Thursday, July 20, 2017

Gary Wince

At his retirement on Friday, August 6, 2021, Gary Wince was the most tenured staff member at Evins Mill. Arriving on the scene in November 1995 as our one and only groundskeeper, Gary took on the role and title of Plant Manager as the business grew, assuming greater responsibility for the endless repairs a physical plant such as ours demands. 

He also assumed responsibility for a long list of capital improvements over the years. Specializing in carpentry, a trade he learned from his father and later taught to his son, his fingerprints are all over the property, fresh from what Gary called his “magic workshop” at the Granary.

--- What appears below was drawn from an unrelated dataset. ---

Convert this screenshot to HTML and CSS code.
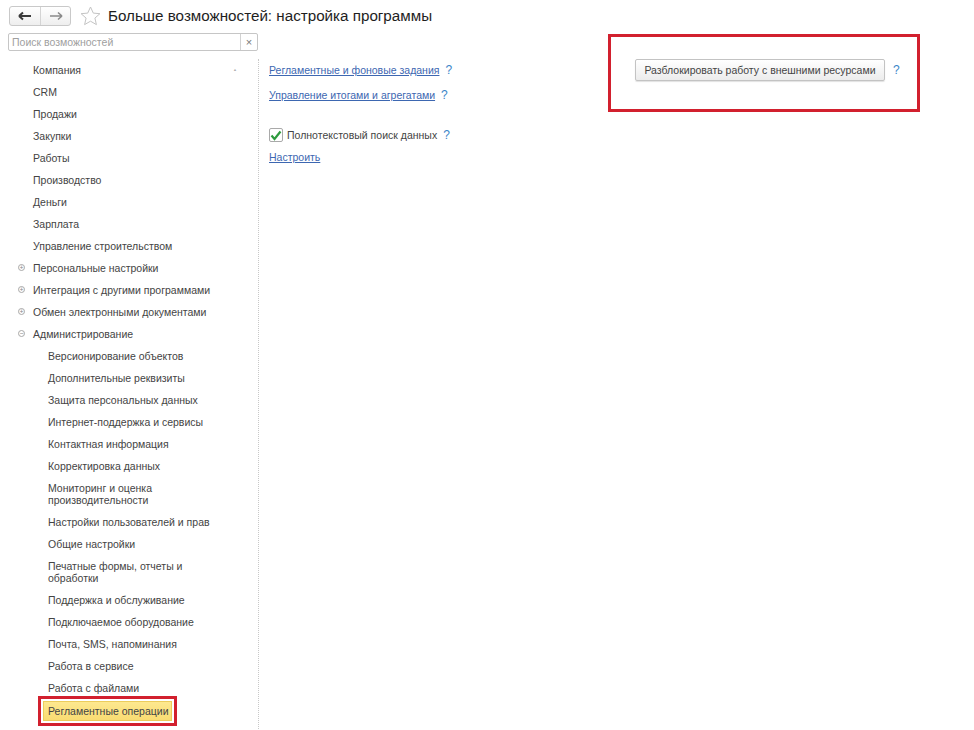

Those fingerprints are found on relatively minor additions – such as bars, booths, buffets, cabinets, closets, counters, desks, displays, frames, knee walls, sheds, shelves, stalls, tables, vanities, etc. – as well as on more substantial projects such as the construction of Creek Side decks, Cortland Hall, Taylor Hall and Ivy Overlook. As Gary is fond of saying: “I bring William’s imagination to fruitation.”

Born in 1949 in Canton, Ohio to William & Vera Wince, Gary came to Nashville when he was only six weeks old. His mother was a Nashville native and eager to return – she didn’t care much for northerners, her husband notwithstanding. 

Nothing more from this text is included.